Can Donald Trump Win a War with Iran If He Can’t Explain Why He Started It?

When the President, in his first public remarks about the military campaign, appeared at the White House on Monday, he didn’t say a word about regime change, aspirational or otherwise, or even nod to the brave protesters whom he had so recently urged to rise up against their leaders. He also did not discuss the consequences—from oil-price spikes to possible terrorist reprisals in the U.S.—that Americans can expect as the war unfolds. Nor did he so much as mention America’s partner in the war, Israel, or the conflict’s rapid spread—Iran has already launched retaliatory strikes on Bahrain, Jordan, Kuwait, Iraq, Israel, Oman, Qatar, Saudi Arabia, and the United Arab Emirates, which have made this the widest-ranging war in the Middle East in decades.

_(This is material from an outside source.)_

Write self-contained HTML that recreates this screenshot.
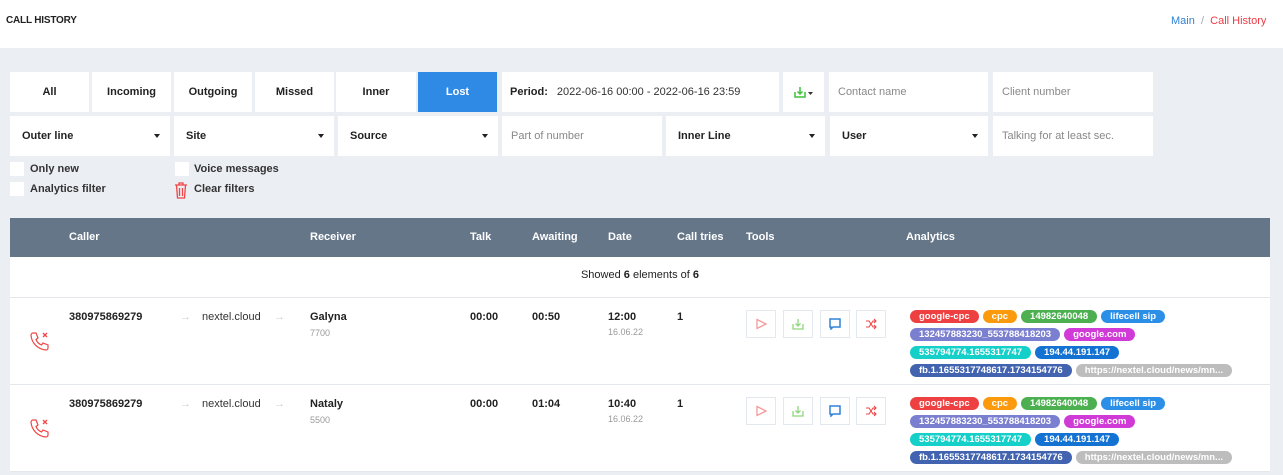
<!DOCTYPE html>
<html><head><meta charset="utf-8"><style>
*{box-sizing:border-box;margin:0;padding:0}
body{width:1283px;height:475px;overflow:hidden;background:#ebeef3;font-family:"Liberation Sans",sans-serif;font-size:11px;color:#222;position:relative}
.a{position:absolute}
.hdr{left:0;top:0;width:1283px;height:48px;background:#fff}
.box{position:absolute;background:#fff;height:40px;display:flex;align-items:center;font-weight:bold;font-size:11px}
.c{justify-content:center}
.ph{color:#888;font-weight:normal;padding-left:9px}
.dd{padding-left:12px;justify-content:space-between;padding-right:10px}
.dd:after{content:"";border-left:3px solid transparent;border-right:3px solid transparent;border-top:4px solid #222}
.cb{position:absolute;width:14px;height:14px;background:#fff}
.lbl{position:absolute;font-size:11px;font-weight:bold;color:#333}
.th{left:10px;top:218px;width:1260px;height:39px;background:#657689}
.th span{position:absolute;top:13px;color:#fff;font-weight:bold;font-size:11px}
.row{position:absolute;left:10px;width:1260px;background:#fff;border-bottom:1px solid #e4e7ec}
.b{position:absolute;font-weight:bold;font-size:11px;color:#222}
.s{position:absolute;font-size:9px;color:#999}
.tb{position:absolute;width:30px;height:28px;border:1px solid #e3e7ee;background:#fff;display:flex;align-items:center;justify-content:center}
.tags{position:absolute;left:900px;width:360px}
.tag{display:inline-block;height:13px;line-height:13px;border-radius:7px;color:#fff;font-weight:bold;font-size:9.5px;padding:0 9px;margin:0 4px 5px 0;white-space:nowrap;vertical-align:top}
</style></head><body>
<div class="a hdr"></div>
<div class="a" style="left:6px;top:15px;font-size:10px;font-weight:bold;letter-spacing:-0.2px">CALL HISTORY</div>
<div class="a" style="left:1171px;top:15px;font-size:11px"><span style="color:#2f83d8">Main</span> <span style="color:#aaa">&nbsp;/&nbsp;</span> <span style="color:#ef3a45">Call History</span></div>

<div class="box c" style="left:10px;top:72px;width:79px">All</div>
<div class="box c" style="left:92px;top:72px;width:79px">Incoming</div>
<div class="box c" style="left:174px;top:72px;width:78px">Outgoing</div>
<div class="box c" style="left:255px;top:72px;width:79px">Missed</div>
<div class="box c" style="left:336px;top:72px;width:80px">Inner</div>
<div class="box c" style="left:418px;top:72px;width:79px;background:#2f8ae6;color:#fff">Lost</div>
<div class="box" style="left:502px;top:72px;width:277px;padding-left:8px">Period:<span style="font-weight:normal;color:#333;margin-left:9px">2022-06-16 00:00 - 2022-06-16 23:59</span></div>
<div class="box c" style="left:783px;top:72px;width:41px"><svg width="20" height="12" viewBox="0 0 20 12"><path d="M1 6v5h10V6M6 1v7M3.5 5.5L6 8l2.5-2.5" stroke="#3fc43a" stroke-width="1.5" fill="none"/><path d="M14 6h5l-2.5 3z" fill="#333"/></svg></div>
<div class="box ph" style="left:829px;top:72px;width:159px">Contact name</div>
<div class="box ph" style="left:993px;top:72px;width:160px">Client number</div>

<div class="box dd" style="left:10px;top:116px;width:160px">Outer line</div>
<div class="box dd" style="left:174px;top:116px;width:160px">Site</div>
<div class="box dd" style="left:338px;top:116px;width:160px">Source</div>
<div class="box ph" style="left:502px;top:116px;width:160px">Part of number</div>
<div class="box dd" style="left:666px;top:116px;width:159px">Inner Line</div>
<div class="box dd" style="left:830px;top:116px;width:158px">User</div>
<div class="box ph" style="left:993px;top:116px;width:160px">Talking for at least sec.</div>

<div class="cb" style="left:10px;top:162px"></div><div class="lbl" style="left:30px;top:163px">Only new</div>
<div class="cb" style="left:10px;top:182px"></div><div class="lbl" style="left:30px;top:183px">Analytics filter</div>
<div class="cb" style="left:175px;top:162px"></div><div class="lbl" style="left:194px;top:163px">Voice messages</div>
<svg class="a" style="left:174px;top:181px" width="14" height="18" viewBox="0 0 14 18"><path d="M1 4h12M5 4V2h4v2M2.5 4l1 13h7l1-13M5.5 7v8M8.5 7v8" stroke="#ef4545" stroke-width="1.3" fill="none"/></svg>
<div class="lbl" style="left:194px;top:183px">Clear filters</div>

<div class="a th"><span style="left:59px">Caller</span><span style="left:300px">Receiver</span><span style="left:460px">Talk</span><span style="left:522px">Awaiting</span><span style="left:598px">Date</span><span style="left:667px">Call tries</span><span style="left:736px">Tools</span><span style="left:896px">Analytics</span></div>
<div class="row" style="top:257px;height:41px"><div class="a" style="left:0;width:1260px;top:12px;text-align:center">Showed <b>6</b> elements of <b>6</b></div></div>

<div class="row" style="top:298px;height:87px" id="r1"></div>
<div class="row" style="top:385px;height:87px" id="r2"></div>

<script>
function row(id,name,ext,aw,tm){
var r=document.getElementById(id);
r.innerHTML=`
<svg class="a" style="left:19px;top:32px" width="22" height="22" viewBox="0 0 22 22"><path d="M4 3l3 0 2 5-2 1.5c1 2.5 3 4.5 5.5 5.5l1.5-2 5 2 0 3c0 1-1 2-2 2C9 19.5 2.5 13 2 5c0-1 1-2 2-2z" stroke="#ef4545" stroke-width="1.2" fill="none"/><path d="M14 3l4 4M18 3l-4 4" stroke="#ef4545" stroke-width="1.3"/></svg>
<div class="b" style="left:59px;top:13px">380975869279</div>
<div class="a" style="left:170px;top:13px;color:#ccc">&#8594;</div>
<div class="a" style="left:192px;top:13px;color:#333">nextel.cloud</div>
<div class="a" style="left:264px;top:13px;color:#ccc">&#8594;</div>
<div class="b" style="left:300px;top:13px">${name}</div>
<div class="s" style="left:300px;top:30px">${ext}</div>
<div class="b" style="left:460px;top:13px">00:00</div>
<div class="b" style="left:522px;top:13px">${aw}</div>
<div class="b" style="left:598px;top:13px">${tm}</div>
<div class="s" style="left:598px;top:29px">16.06.22</div>
<div class="b" style="left:667px;top:13px">1</div>
<div class="tb" style="left:736px;top:12px"><svg width="12" height="12"><path d="M2 1.5l9 4.5-9 4.5z" stroke="#f59a9a" stroke-width="1.3" fill="none"/></svg></div>
<div class="tb" style="left:773px;top:12px"><svg width="12" height="12"><path d="M1 6v5h10V6M6 1v7M3.5 5.5L6 8l2.5-2.5" stroke="#8fd67c" stroke-width="1.3" fill="none"/></svg></div>
<div class="tb" style="left:810px;top:12px"><svg width="12" height="12"><path d="M1 1h10v8H4l-2 2V9H1z" stroke="#2f83d8" stroke-width="1.5" fill="none"/></svg></div>
<div class="tb" style="left:846px;top:12px"><svg width="12" height="12"><path d="M1 3h3l4 6h3M1 9h3l4-6h3M9 1l2 2-2 2M9 7l2 2-2 2" stroke="#ef4545" stroke-width="1.1" fill="none"/></svg></div>
<div class="tags" style="top:12px">
<span class="tag" style="background:#ee4040">google-cpc</span><span class="tag" style="background:#fa9a0c">cpc</span><span class="tag" style="background:#4caf50">14982640048</span><span class="tag" style="background:#2b8fe8">lifecell sip</span><br>
<span class="tag" style="background:#7b7fd0">132457883230_553788418203</span><span class="tag" style="background:#d03ad6">google.com</span><br>
<span class="tag" style="background:#14d0c8">535794774.1655317747</span><span class="tag" style="background:#1473d2">194.44.191.147</span><br>
<span class="tag" style="background:#4264b0">fb.1.1655317748617.1734154776</span><span class="tag" style="background:#bdbdbd">https://nextel.cloud/news/mn...</span>
</div>`;}
row('r1','Galyna','7700','00:50','12:00');
row('r2','Nataly','5500','01:04','10:40');
</script>
</body></html>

But you wouldn’t have known that from Trump’s few sentences of bluster. He offered no evidence beyond bald assertion that Iran posed an “intolerable threat” to the region and the American people. Nor did he explain why he had initiated this war without permission from Congress or a more robust effort to seek the approval of the public, who, according to polls since the strikes began, are not in favor of Trump’s action. Perhaps most remarkably, as a politician who has spent years promising his followers “no new wars” and an end to the folly of endless U.S. military engagement in the quagmire of the Middle East, he did not even bother to address his epic flip-flop from war-hater to warmonger.

He did, however, promise to remain intensely focussed on defeating Iran for however long it takes, even if that turned out to be “far longer” than four to five weeks, which is how long he said he expected the war to last. “I don’t get bored,” he insisted. “There’s nothing boring about this.” Forty-six seconds later, he began waxing about the “very, very beautiful” new White House ballroom he’s building, which he thinks will be “the most beautiful ballroom anywhere in the world.”

If there has ever been a more politically tone-deaf pivot from an American President, I can’t think of one. In fact, until Trump came along, I am pretty sure there has never been a White House speech that veered from sombre matters of war and peace to our Commander-in-Chief’s brilliant interior-design decisions. Six U.S. service members have so far died in this war, and Trump has acknowledged that there will “likely” be more. But what he really seems to care about is the color of the White House drapes.

There is a certain method to this madness, of course. As Robert Satloff, director of the Washington Institute for Near East Policy, observed to me on Monday, Trump, by presenting a “Chinese menu of possible objectives,” spanning “everything from total regime change to getting rid of the nuclear program and all variations in between,” is leaving open the possibility to claim victory no matter what happens. In the end, “it will be what Trump says in retrospect was the objective.”

The question of why Trump did this might be almost as hard to answer as what he hopes to achieve. During his first term, Trump repeatedly confronted the possibility of large-scale action against Iran, but pulled back, siding with military advisers who counselled caution, such as his first-term Defense Secretary, Jim Mattis, over his more hawkish aides, including the national-security adviser John Bolton and Secretary of State Mike Pompeo, who were longtime advocates of striking Iran. “His risk tolerance was lower then,” one of Trump’s senior national-security officials from his first term recalled. “More of his notion was to get out of things rather than to get into them.”